- [Stored data]:
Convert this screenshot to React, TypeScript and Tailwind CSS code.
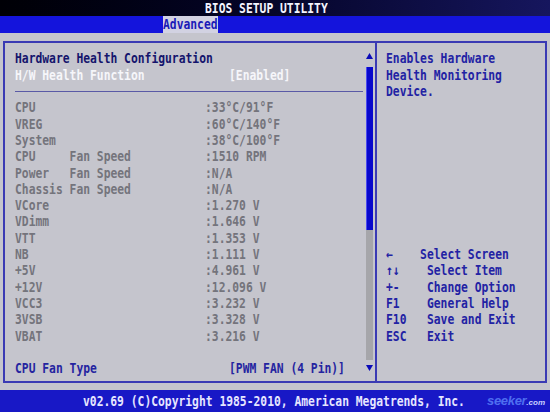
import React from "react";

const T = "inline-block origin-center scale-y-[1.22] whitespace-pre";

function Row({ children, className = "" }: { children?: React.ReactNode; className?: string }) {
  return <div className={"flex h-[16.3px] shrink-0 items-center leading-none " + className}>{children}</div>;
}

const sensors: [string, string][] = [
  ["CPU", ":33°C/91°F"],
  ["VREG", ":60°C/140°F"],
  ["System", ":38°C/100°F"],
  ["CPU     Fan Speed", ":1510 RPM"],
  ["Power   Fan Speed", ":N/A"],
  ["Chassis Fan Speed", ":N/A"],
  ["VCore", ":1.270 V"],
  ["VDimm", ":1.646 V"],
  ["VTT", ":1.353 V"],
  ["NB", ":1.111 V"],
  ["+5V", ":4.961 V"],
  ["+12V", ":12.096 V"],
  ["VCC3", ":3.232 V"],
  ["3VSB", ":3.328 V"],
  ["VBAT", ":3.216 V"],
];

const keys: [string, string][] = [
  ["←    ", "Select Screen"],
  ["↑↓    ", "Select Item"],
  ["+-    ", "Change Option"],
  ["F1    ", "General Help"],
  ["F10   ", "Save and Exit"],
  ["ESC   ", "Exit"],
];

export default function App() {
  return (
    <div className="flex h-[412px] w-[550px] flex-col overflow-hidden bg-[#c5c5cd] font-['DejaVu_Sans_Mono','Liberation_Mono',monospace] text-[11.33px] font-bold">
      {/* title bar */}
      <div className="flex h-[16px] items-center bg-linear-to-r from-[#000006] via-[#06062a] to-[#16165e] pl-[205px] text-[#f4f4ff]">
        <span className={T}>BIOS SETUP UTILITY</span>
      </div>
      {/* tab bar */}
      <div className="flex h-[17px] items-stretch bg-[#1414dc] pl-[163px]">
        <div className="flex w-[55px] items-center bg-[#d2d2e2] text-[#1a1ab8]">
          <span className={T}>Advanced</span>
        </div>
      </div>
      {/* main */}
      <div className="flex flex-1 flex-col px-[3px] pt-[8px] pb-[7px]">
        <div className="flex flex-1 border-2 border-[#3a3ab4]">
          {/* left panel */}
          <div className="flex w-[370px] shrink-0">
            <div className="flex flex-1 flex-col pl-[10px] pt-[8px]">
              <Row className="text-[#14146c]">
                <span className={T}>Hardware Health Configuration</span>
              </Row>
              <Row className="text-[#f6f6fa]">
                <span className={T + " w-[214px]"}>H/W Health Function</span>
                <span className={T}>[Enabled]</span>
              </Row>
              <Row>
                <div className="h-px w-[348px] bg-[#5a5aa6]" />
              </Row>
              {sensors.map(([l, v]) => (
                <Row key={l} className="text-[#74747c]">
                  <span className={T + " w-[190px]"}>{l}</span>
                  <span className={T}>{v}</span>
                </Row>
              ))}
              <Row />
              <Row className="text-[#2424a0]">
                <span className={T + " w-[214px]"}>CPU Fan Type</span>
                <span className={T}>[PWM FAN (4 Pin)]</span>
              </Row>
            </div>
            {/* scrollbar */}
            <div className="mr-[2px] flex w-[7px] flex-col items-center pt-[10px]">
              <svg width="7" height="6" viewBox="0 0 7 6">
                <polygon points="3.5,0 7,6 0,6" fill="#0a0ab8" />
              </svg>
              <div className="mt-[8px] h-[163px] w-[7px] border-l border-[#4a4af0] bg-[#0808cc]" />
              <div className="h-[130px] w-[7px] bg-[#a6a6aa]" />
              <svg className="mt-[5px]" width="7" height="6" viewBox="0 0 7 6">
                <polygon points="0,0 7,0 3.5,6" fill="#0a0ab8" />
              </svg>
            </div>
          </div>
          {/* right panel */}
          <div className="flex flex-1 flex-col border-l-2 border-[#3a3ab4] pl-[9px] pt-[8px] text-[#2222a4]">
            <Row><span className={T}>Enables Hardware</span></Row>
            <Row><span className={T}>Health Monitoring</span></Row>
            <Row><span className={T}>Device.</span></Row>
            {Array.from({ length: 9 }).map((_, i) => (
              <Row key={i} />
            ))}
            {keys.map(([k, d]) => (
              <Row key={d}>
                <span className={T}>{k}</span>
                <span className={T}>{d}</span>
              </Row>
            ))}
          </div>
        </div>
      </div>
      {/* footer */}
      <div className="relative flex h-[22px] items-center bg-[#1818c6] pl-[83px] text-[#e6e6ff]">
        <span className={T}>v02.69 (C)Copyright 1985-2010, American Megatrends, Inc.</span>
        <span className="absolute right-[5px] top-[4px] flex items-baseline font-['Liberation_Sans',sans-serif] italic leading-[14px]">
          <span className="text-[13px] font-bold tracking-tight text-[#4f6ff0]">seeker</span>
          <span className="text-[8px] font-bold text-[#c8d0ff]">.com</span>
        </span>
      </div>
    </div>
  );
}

- [Given instruction]:
All of the material above is to be copied exactly, except for its images.

- [Response to the exercise]:
Convert this screenshot to React, TypeScript and Tailwind CSS code.
import React from "react";

const T = "inline-block origin-center scale-y-[1.22] whitespace-pre";

function Row({ children, className = "" }: { children?: React.ReactNode; className?: string }) {
  return <div className={"flex h-[16.3px] shrink-0 items-center leading-none " + className}>{children}</div>;
}

const sensors: [string, string][] = [
  ["CPU", ":33°C/91°F"],
  ["VREG", ":60°C/140°F"],
  ["System", ":38°C/100°F"],
  ["CPU     Fan Speed", ":1510 RPM"],
  ["Power   Fan Speed", ":N/A"],
  ["Chassis Fan Speed", ":N/A"],
  ["VCore", ":1.270 V"],
  ["VDimm", ":1.646 V"],
  ["VTT", ":1.353 V"],
  ["NB", ":1.111 V"],
  ["+5V", ":4.961 V"],
  ["+12V", ":12.096 V"],
  ["VCC3", ":3.232 V"],
  ["3VSB", ":3.328 V"],
  ["VBAT", ":3.216 V"],
];

const keys: [string, string][] = [
  ["←    ", "Select Screen"],
  ["↑↓    ", "Select Item"],
  ["+-    ", "Change Option"],
  ["F1    ", "General Help"],
  ["F10   ", "Save and Exit"],
  ["ESC   ", "Exit"],
];

export default function App() {
  return (
    <div className="flex h-[412px] w-[550px] flex-col overflow-hidden bg-[#c5c5cd] font-['DejaVu_Sans_Mono','Liberation_Mono',monospace] text-[11.33px] font-bold">
      {/* title bar */}
      <div className="flex h-[16px] items-center bg-linear-to-r from-[#000006] via-[#06062a] to-[#16165e] pl-[205px] text-[#f4f4ff]">
        <span className={T}>BIOS SETUP UTILITY</span>
      </div>
      {/* tab bar */}
      <div className="flex h-[17px] items-stretch bg-[#1414dc] pl-[163px]">
        <div className="flex w-[55px] items-center bg-[#d2d2e2] text-[#1a1ab8]">
          <span className={T}>Advanced</span>
        </div>
      </div>
      {/* main */}
      <div className="flex flex-1 flex-col px-[3px] pt-[8px] pb-[7px]">
        <div className="flex flex-1 border-2 border-[#3a3ab4]">
          {/* left panel */}
          <div className="flex w-[370px] shrink-0">
            <div className="flex flex-1 flex-col pl-[10px] pt-[8px]">
              <Row className="text-[#14146c]">
                <span className={T}>Hardware Health Configuration</span>
              </Row>
              <Row className="text-[#f6f6fa]">
                <span className={T + " w-[214px]"}>H/W Health Function</span>
                <span className={T}>[Enabled]</span>
              </Row>
              <Row>
                <div className="h-px w-[348px] bg-[#5a5aa6]" />
              </Row>
              {sensors.map(([l, v]) => (
                <Row key={l} className="text-[#74747c]">
                  <span className={T + " w-[190px]"}>{l}</span>
                  <span className={T}>{v}</span>
                </Row>
              ))}
              <Row />
              <Row className="text-[#2424a0]">
                <span className={T + " w-[214px]"}>CPU Fan Type</span>
                <span className={T}>[PWM FAN (4 Pin)]</span>
              </Row>
            </div>
            {/* scrollbar */}
            <div className="mr-[2px] flex w-[7px] flex-col items-center pt-[10px]">
              <svg width="7" height="6" viewBox="0 0 7 6">
                <polygon points="3.5,0 7,6 0,6" fill="#0a0ab8" />
              </svg>
              <div className="mt-[8px] h-[163px] w-[7px] border-l border-[#4a4af0] bg-[#0808cc]" />
              <div className="h-[130px] w-[7px] bg-[#a6a6aa]" />
              <svg className="mt-[5px]" width="7" height="6" viewBox="0 0 7 6">
                <polygon points="0,0 7,0 3.5,6" fill="#0a0ab8" />
              </svg>
            </div>
          </div>
          {/* right panel */}
          <div className="flex flex-1 flex-col border-l-2 border-[#3a3ab4] pl-[9px] pt-[8px] text-[#2222a4]">
            <Row><span className={T}>Enables Hardware</span></Row>
            <Row><span className={T}>Health Monitoring</span></Row>
            <Row><span className={T}>Device.</span></Row>
            {Array.from({ length: 9 }).map((_, i) => (
              <Row key={i} />
            ))}
            {keys.map(([k, d]) => (
              <Row key={d}>
                <span className={T}>{k}</span>
                <span className={T}>{d}</span>
              </Row>
            ))}
          </div>
        </div>
      </div>
      {/* footer */}
      <div className="relative flex h-[22px] items-center bg-[#1818c6] pl-[83px] text-[#e6e6ff]">
        <span className={T}>v02.69 (C)Copyright 1985-2010, American Megatrends, Inc.</span>
        <span className="absolute right-[5px] top-[4px] flex items-baseline font-['Liberation_Sans',sans-serif] italic leading-[14px]">
          <span className="text-[13px] font-bold tracking-tight text-[#4f6ff0]">seeker</span>
          <span className="text-[8px] font-bold text-[#c8d0ff]">.com</span>
        </span>
      </div>
    </div>
  );
}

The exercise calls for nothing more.